>> Begin

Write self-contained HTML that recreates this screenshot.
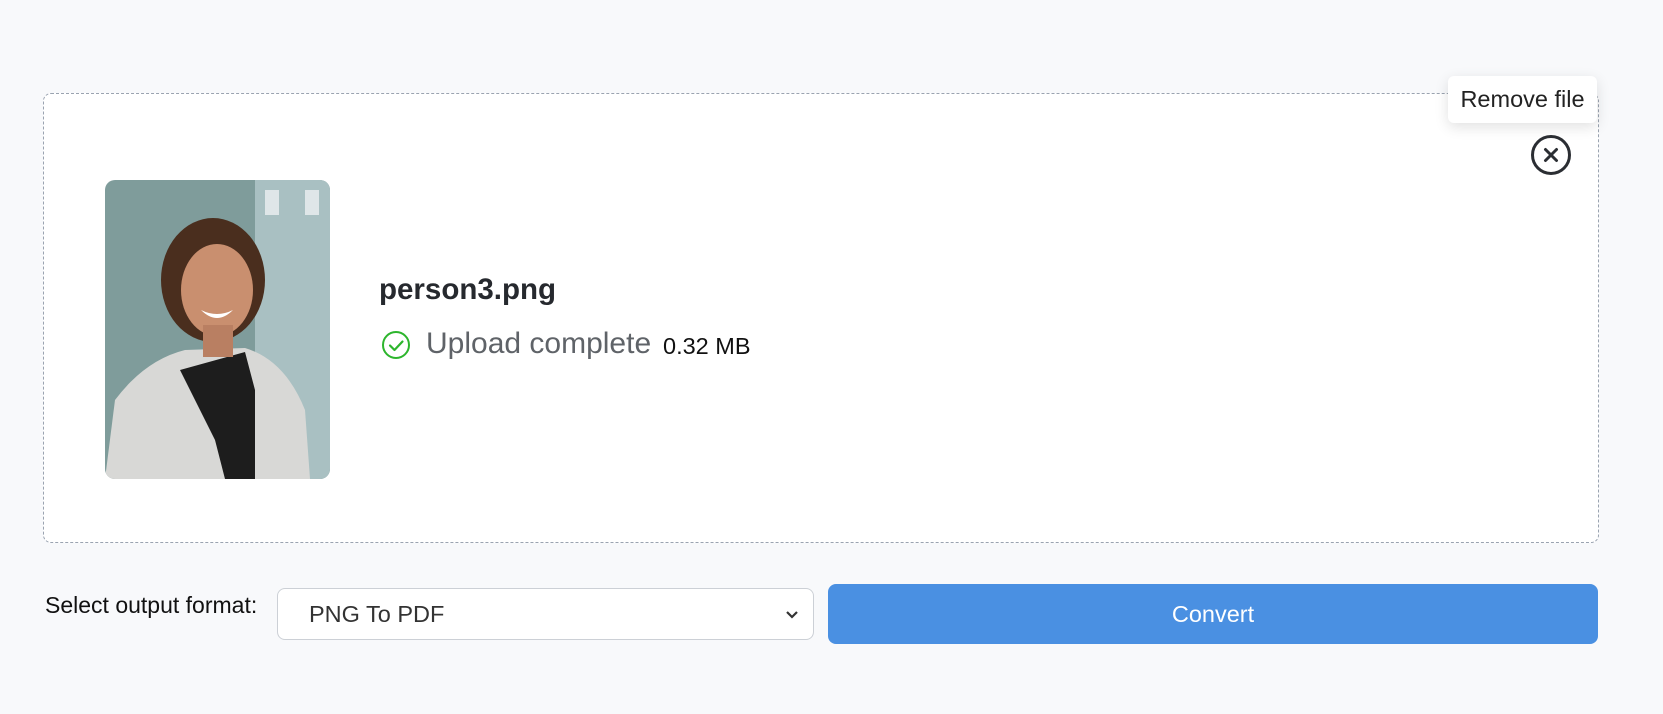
<!DOCTYPE html>
<html><head><style>
body{margin:0;width:1663px;height:714px;background:#f8f9fb;font-family:"Liberation Sans",Arial,sans-serif;position:relative;overflow:hidden}
.box{position:absolute;left:43px;top:93px;width:1554px;height:448px;border:1px dashed #9aa3b0;border-radius:8px;background:#fff}
.photo{position:absolute;left:105px;top:180px;width:225px;height:299px;border-radius:10px;overflow:hidden}
.name{position:absolute;left:379px;top:273px;font-size:29.5px;font-weight:bold;color:#26292e}
.chk{position:absolute;left:381px;top:330px}
.up{position:absolute;left:426px;top:327px;font-size:30px;color:#5f6368}
.mb{position:absolute;left:663px;top:333px;font-size:23.5px;color:#111}
.tip{position:absolute;left:1448px;top:76px;width:149px;height:47px;background:#fff;border-radius:6px;box-shadow:0 4px 14px rgba(0,0,0,.12);font-size:23.5px;color:#222;line-height:47px;text-align:center}
.lab{position:absolute;left:45px;top:592px;font-size:23px;color:#111}
.sel{position:absolute;left:277px;top:588px;width:537px;height:52px;border:1px solid #ccd0d6;border-radius:8px;background:#fff;box-sizing:border-box;font-size:23.5px;color:#333;padding-left:31px;line-height:50px}
.btn{position:absolute;left:828px;top:584px;width:770px;height:60px;background:#4a90e2;border-radius:8px;color:#fff;font-size:23.5px;text-align:center;line-height:60px}
</style></head><body>
<div class="box"></div>
<div class="photo">
<svg width="225" height="299" viewBox="0 0 225 299">
<rect x="0" y="0" width="225" height="299" fill="#7f9c9b"/>
<rect x="150" y="0" width="75" height="299" fill="#a9c0c2"/>
<rect x="160" y="10" width="14" height="25" fill="#dfe6e8"/>
<rect x="200" y="10" width="14" height="25" fill="#dfe6e8"/>
<path d="M0 299 L10 220 Q40 180 80 170 L140 168 Q180 180 200 230 L205 299Z" fill="#d8d8d6"/>
<path d="M75 190 L110 260 L120 299 L150 299 L150 210 L140 172 Z" fill="#1d1d1d"/>
<ellipse cx="108" cy="100" rx="52" ry="62" fill="#4a2e1e"/>
<ellipse cx="112" cy="110" rx="36" ry="46" fill="#c98f6f"/>
<rect x="98" y="145" width="30" height="32" fill="#b97f62"/>
<path d="M96 130 Q112 146 128 130 Q112 138 96 130Z" fill="#fff"/>
</svg>
</div>
<div class="name">person3.png</div>
<svg class="chk" width="30" height="30" viewBox="0 0 30 30"><circle cx="15" cy="15" r="13" fill="none" stroke="#2db52d" stroke-width="2"/><path d="M9 15.5l4.5 4.5 8-8.5" fill="none" stroke="#2db52d" stroke-width="2.2" stroke-linecap="round" stroke-linejoin="round"/></svg>
<div class="up">Upload complete</div>
<div class="mb">0.32 MB</div>
<div class="tip">Remove file</div>
<svg style="position:absolute;left:1530px;top:134px" width="42" height="42" viewBox="0 0 42 42"><circle cx="21" cy="21" r="18.5" fill="none" stroke="#2b2e33" stroke-width="3"/><path d="M15.5 15.5l11 11M26.5 15.5l-11 11" stroke="#2b2e33" stroke-width="3" stroke-linecap="round"/></svg>
<div class="lab">Select output format:</div>
<div class="sel">PNG To PDF<svg style="position:absolute;right:14px;top:21px" width="14" height="10" viewBox="0 0 14 10"><path d="M2 2l5 5 5-5" fill="none" stroke="#333" stroke-width="2.2"/></svg></div>
<div class="btn">Convert</div>
</body></html>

>> End

DO THIS:
Copy each line in full and exactly, omitting any picture.

ANSWER TO THE TASK:
Write self-contained HTML that recreates this screenshot.
<!DOCTYPE html>
<html><head><style>
body{margin:0;width:1663px;height:714px;background:#f8f9fb;font-family:"Liberation Sans",Arial,sans-serif;position:relative;overflow:hidden}
.box{position:absolute;left:43px;top:93px;width:1554px;height:448px;border:1px dashed #9aa3b0;border-radius:8px;background:#fff}
.photo{position:absolute;left:105px;top:180px;width:225px;height:299px;border-radius:10px;overflow:hidden}
.name{position:absolute;left:379px;top:273px;font-size:29.5px;font-weight:bold;color:#26292e}
.chk{position:absolute;left:381px;top:330px}
.up{position:absolute;left:426px;top:327px;font-size:30px;color:#5f6368}
.mb{position:absolute;left:663px;top:333px;font-size:23.5px;color:#111}
.tip{position:absolute;left:1448px;top:76px;width:149px;height:47px;background:#fff;border-radius:6px;box-shadow:0 4px 14px rgba(0,0,0,.12);font-size:23.5px;color:#222;line-height:47px;text-align:center}
.lab{position:absolute;left:45px;top:592px;font-size:23px;color:#111}
.sel{position:absolute;left:277px;top:588px;width:537px;height:52px;border:1px solid #ccd0d6;border-radius:8px;background:#fff;box-sizing:border-box;font-size:23.5px;color:#333;padding-left:31px;line-height:50px}
.btn{position:absolute;left:828px;top:584px;width:770px;height:60px;background:#4a90e2;border-radius:8px;color:#fff;font-size:23.5px;text-align:center;line-height:60px}
</style></head><body>
<div class="box"></div>
<div class="photo">
<svg width="225" height="299" viewBox="0 0 225 299">
<rect x="0" y="0" width="225" height="299" fill="#7f9c9b"/>
<rect x="150" y="0" width="75" height="299" fill="#a9c0c2"/>
<rect x="160" y="10" width="14" height="25" fill="#dfe6e8"/>
<rect x="200" y="10" width="14" height="25" fill="#dfe6e8"/>
<path d="M0 299 L10 220 Q40 180 80 170 L140 168 Q180 180 200 230 L205 299Z" fill="#d8d8d6"/>
<path d="M75 190 L110 260 L120 299 L150 299 L150 210 L140 172 Z" fill="#1d1d1d"/>
<ellipse cx="108" cy="100" rx="52" ry="62" fill="#4a2e1e"/>
<ellipse cx="112" cy="110" rx="36" ry="46" fill="#c98f6f"/>
<rect x="98" y="145" width="30" height="32" fill="#b97f62"/>
<path d="M96 130 Q112 146 128 130 Q112 138 96 130Z" fill="#fff"/>
</svg>
</div>
<div class="name">person3.png</div>
<svg class="chk" width="30" height="30" viewBox="0 0 30 30"><circle cx="15" cy="15" r="13" fill="none" stroke="#2db52d" stroke-width="2"/><path d="M9 15.5l4.5 4.5 8-8.5" fill="none" stroke="#2db52d" stroke-width="2.2" stroke-linecap="round" stroke-linejoin="round"/></svg>
<div class="up">Upload complete</div>
<div class="mb">0.32 MB</div>
<div class="tip">Remove file</div>
<svg style="position:absolute;left:1530px;top:134px" width="42" height="42" viewBox="0 0 42 42"><circle cx="21" cy="21" r="18.5" fill="none" stroke="#2b2e33" stroke-width="3"/><path d="M15.5 15.5l11 11M26.5 15.5l-11 11" stroke="#2b2e33" stroke-width="3" stroke-linecap="round"/></svg>
<div class="lab">Select output format:</div>
<div class="sel">PNG To PDF<svg style="position:absolute;right:14px;top:21px" width="14" height="10" viewBox="0 0 14 10"><path d="M2 2l5 5 5-5" fill="none" stroke="#333" stroke-width="2.2"/></svg></div>
<div class="btn">Convert</div>
</body></html>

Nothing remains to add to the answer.